I remember photographer John G. Zimmerman, who had decorated SI with awesome surfing shots, arriving to shoot canoe races off Lummi Island. As well, he arranged to photograph a dance troop of Lummi Reservation girls in native garb. Zimmerman focused, then started laughing; “I can’t shoot this. They’re wearing white pumps”
It was a mark of an athlete’s prestige to be on the cover of SI. But there was also the famous Sports Illustrated cover jinx. Ken Griffey, Jr., was among athletes to suffer injury soon after gracing the cover. Baseball teams were knocked out of postseason play, race car drivers crashed, and NFL teams were defeated in Super Bowls.
Sports Illustrated featured fine investigative work on topics ranging from racism to head injuries to athletes. It also had a feature called “Faces in the Crowd.” A source of great pleasure for my mother was getting a shot of an achieving teenage athlete into a national magazine.
Sports Illustrated covered women’s’ athletics. I recall its compelling shots of the great lithe 1960’s runner Wilma Rudolph. It also uncovered women resulting in massive sales of the annual swimsuit issue. Future First Lady Melania Trump was pictured embracing an inflatable orca whale.
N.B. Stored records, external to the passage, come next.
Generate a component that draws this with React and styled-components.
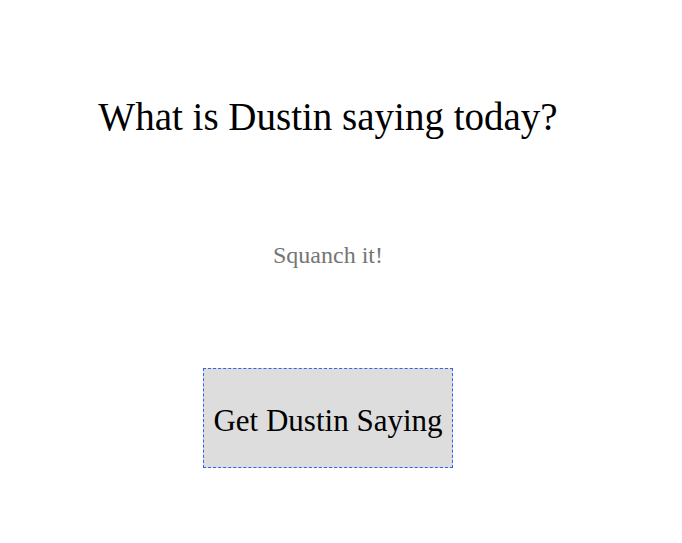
import React from "react";
import styled, { createGlobalStyle } from "styled-components";

const Global = createGlobalStyle`
  body {
    margin: 8px;
    background: #fff;
    font-family: "Liberation Serif", serif;
  }
`;

const Page = styled.main`
  width: 640px;
  display: flex;
  flex-direction: column;
  align-items: center;
  padding-top: 85px;
`;

const Title = styled.h1`
  margin: 0;
  font-size: 39px;
  line-height: 48px;
  font-weight: 400;
  color: #000;
`;

const Saying = styled.p`
  margin: 100px 0 0;
  font-size: 24px;
  line-height: 28px;
  color: #757575;
`;

const Button = styled.button`
  margin-top: 99px;
  width: 250px;
  height: 100px;
  background: #dddddd;
  border: 1px dashed #2f62f5;
  font-family: "Liberation Serif", serif;
  font-size: 31px;
  color: #000;
  padding: 6px 0 0;
  cursor: pointer;
`;

export default function App() {
  return (
    <>
      <Global />
      <Page>
        <Title>What is Dustin saying today?</Title>
        <Saying>Squanch it!</Saying>
        <Button>Get Dustin Saying</Button>
      </Page>
    </>
  );
}
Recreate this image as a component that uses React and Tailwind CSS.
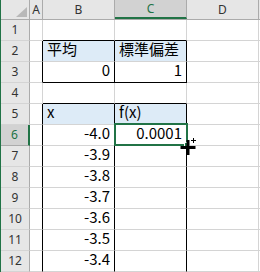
import React from "react";

const G = "#217346";

function HeadCell({ children, className = "" }) {
  return (
    <div className={"h-full flex items-center justify-center border-r border-[#ababab] " + className}>
      {children}
    </div>
  );
}

function Row({ n, a = "", b, c, d = "", selected = false, bText, cText, bAlign = "", cAlign = "" }) {
  return (
    <div className="flex h-[21px]">
      <div
        className={
          "w-[29px] shrink-0 flex items-center justify-center text-[12px] border-b " +
          (selected
            ? "bg-[#d2d2d2] text-[#217346] border-r-2 border-r-[#217346] border-b-[#ababab]"
            : "bg-[#e6e6e6] text-[#333] border-r border-r-[#ababab] border-b-[#d4d4d4]")
        }
        style={{ fontFamily: '"Noto Sans", sans-serif' }}
      >
        {n}
      </div>
      <div className={"w-[13px] shrink-0 " + a} />
      <div className={"w-[72px] shrink-0 flex items-end pb-[1px] px-[4px] " + b}>{bText}</div>
      <div className={"w-[72px] shrink-0 flex items-end pb-[1px] px-[4px] " + c}>{cText}</div>
      <div className={"w-[72px] shrink-0 border-r border-b border-[#d4d4d4] " + d} />
      <div className="flex-1 border-b border-[#d4d4d4]" />
    </div>
  );
}

const cellFont = { fontFamily: '"Noto Sans CJK JP", sans-serif' };

export default function App() {
  const gr = "border-r border-b border-[#d4d4d4]";
  return (
    <div className="relative w-[260px] h-[272px] overflow-hidden bg-white border-l border-[#217346] text-[15px] text-black" style={cellFont}>
      {/* column header */}
      <div className="flex h-[20px] bg-[#e6e6e6] text-[12px] text-[#333] border-b border-[#ababab]" style={{ fontFamily: '"Noto Sans", sans-serif' }}>
        <div className="w-[29px] shrink-0 h-full relative border-r border-[#ababab]">
          <svg className="absolute left-[15px] top-[7px]" width="11" height="10" viewBox="0 0 11 10">
            <polygon points="11,0 11,10 0,10" fill="#b8b8b8" />
          </svg>
        </div>
        <HeadCell className="w-[13px] shrink-0">A</HeadCell>
        <HeadCell className="w-[72px] shrink-0">B</HeadCell>
        <HeadCell className="w-[72px] shrink-0 bg-[#d2d2d2] text-[#217346] border-b-2 border-b-[#217346]">C</HeadCell>
        <HeadCell className="w-[72px] shrink-0">D</HeadCell>
        <div className="flex-1" />
      </div>

      <Row n="1" a={gr} b="border-r border-r-[#d4d4d4] border-b border-b-black" c="border-r border-r-[#d4d4d4] border-b border-b-black" />
      <Row
        n="2"
        a="border-r border-r-black border-b border-b-[#d4d4d4]"
        b="bg-[#ddebf7] border-r border-r-black border-b border-b-[#d4d4d4]"
        c="bg-[#ddebf7] border-r border-r-black border-b border-b-[#d4d4d4]"
        bText={<span>平均</span>}
        cText={<span>標準偏差</span>}
      />
      <Row
        n="3"
        a="border-r border-r-black border-b border-b-[#d4d4d4]"
        b="justify-end border-r border-r-black border-b border-b-black"
        c="justify-end border-r border-r-black border-b border-b-black"
        bText={<span>0</span>}
        cText={<span>1</span>}
      />
      <Row n="4" a={gr} b="border-r border-r-[#d4d4d4] border-b border-b-black" c="border-r border-r-[#d4d4d4] border-b border-b-black" />
      <Row
        n="5"
        a="border-r border-r-black border-b border-b-[#d4d4d4]"
        b="bg-[#ddebf7] border-r border-r-black border-b border-b-[#d4d4d4]"
        c="bg-[#ddebf7] border-r border-r-black border-b border-b-[#d4d4d4]"
        bText={<span>x</span>}
        cText={<span>f(x)</span>}
      />
      {[
        ["6", "-4.0", "0.0001"],
        ["7", "-3.9", ""],
        ["8", "-3.8", ""],
        ["9", "-3.7", ""],
        ["10", "-3.6", ""],
        ["11", "-3.5", ""],
        ["12", "-3.4", ""],
      ].map(([n, x, f]) => (
        <Row
          key={n}
          n={n}
          selected={n === "6"}
          a="border-r border-r-black border-b border-b-[#d4d4d4]"
          b="justify-end border-r border-r-black border-b border-b-[#d4d4d4]"
          c="justify-end border-r border-r-black border-b border-b-[#d4d4d4]"
          bText={<span>{x}</span>}
          cText={<span>{f}</span>}
        />
      ))}

      {/* active cell */}
      <div className="absolute left-[113px] top-[123px] w-[74px] h-[23px] border-2 border-[#217346] pointer-events-none" />
      {/* fill handle */}
      <div className="absolute left-[183px] top-[142px] w-[6px] h-[6px] bg-[#217346] border border-white" />
      {/* cursor */}
      <svg className="absolute left-[179px] top-[138px]" width="20" height="20" viewBox="0 0 20 20">
        <rect x="6.5" y="2" width="3" height="15" fill="#000" />
        <rect x="0.5" y="8" width="15" height="3" fill="#000" />
        <rect x="13" y="0" width="1" height="5" fill="#000" />
        <rect x="11" y="2" width="5" height="1" fill="#000" />
      </svg>
    </div>
  );
}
However, weekly magazines were centers of guy culture. The family headed to New York for my mother to receive a correspondent-of-the-year award. She was received by Henry Luce. During the recognition event, however, one editor referred to her as “our little scout” in the far Northwest. My Brooklyn-born father said she should view it as an honor. But I had to talk her down, as a teenager getting a lesson in absorptive listening.
Our family experienced one tasty side benefit. In the pre-email world, Dolly’s files would be sent off “Night Press Rate —Collect” from the Bellingham office of Western Union. Local staff were fascinated by her work. Friendships formed. One Christmas Day, Joe from the office appeared on our doorstep with a gift. He had been fishing on the Skagit that and brought us a steelhead.
Overall, I would agree with writer Rick Reilly’s assessment of Sports Illustrated as told to the New York Times: “I believe it is one of the best magazines ever to exist, with some of the best photographers, editors, and writers that have ever brought to the business.”
Alas, the publications that allow to flourish great writers and great photographers have a limited shelf life these days.
What a beautiful memory of your mother and a quick glimpse into where you got your sense of humor and love of words.
Thanks, much needed.
Jesus, going forward what are we going to be reading while waiting our turn at the dentist or the barber?
Sorry, I’m being flip. SI really was a great magazine in its heyday. More generally, the erosion of quality journalism that went deep and provided a richness of context and insightful analysis in favor of clickbait and takes whose primary function is to ratify the preconceptions of its readership — and he increasing willingness of mainstream to ignore stories that don’t conform to, or cut against the grain of, their readers’ priors — is a huge problem, and a growing one.
I thought James Bennet’s opus in the Economist about what’s happened with the internal culture of the Seattle Times was both clearly on target and very sad.
I blame Martha Stewart,
… not really.
ESPN’s website publishes some great longform, investigative stories, most recently on the behind-the-scenes details of securing Britney Griner’s release from Russia. I also recall pieces on an obscure college football player turned psychopath, and a decades-long disappearance of a former WSU coach’s mother.
Even SI’s website had some good longform pieces, one in particular about Jerry Jones’ backroom dealings that led to the NFL Rams leaving St. Louis and returning to Los Angeles.
I grew up reading the family copy of Sports Illustrated cover-to-cover, soaking up the prose of some of the best American writers. For me, it was an academy of good writing, even though I was always left wondering why so few of their writers were women. That’s why I was so pleased to hear about your mother’s history with the magazine. She sounds like a lot of fun.
As a lifetime member of the Sidd Finch Fan Club, I will forever mourn the loss of SI for its insistence that sports writing was serious journalism, and for its refusal to take sports journalism too seriously.
When I was young, I used to run to our post office box, more than a mile or so from our home every Thursday, to get Sports Illustrated out of our box. I read it cover to cover every week, and experienced a diverse and fascinating array of articles on sports and also on life. So many great stories and truly amazing pictures. For some reason, this story reminded me of one in particular- Jack Olsen’s three-part series on “The Night of the Grizzlies,” a story of the night in 1967(?) when for the first time in Glacier Park’s history, multiple bear attacks killed three people on a hot and humid August night. His details on the summer and the conditions that lead to such attacks was one of the finest pieces of journalism on the growing conflict of man and nature and how we handle our relationships with nature and wildlife, that I have read. It reminded me of the best of John McPhee and works like “Coming into the Country.” It highlights challenges still playing out across the west.
Losing these kinds of treasures is a deep loss to our culture, and at the risk of sounding like a curmudgeon, this contribution to our lives is being replaced by… well I don’t want to use bad language.
This was a wonderful story, tribute, and remembrance, to your mom and to a lost institution. Thanks so much Joel.
I believe Dan Raley, who for many years was an outstanding sports reporter at the Seattle PI still writes for SI in its current digital format about UW sports.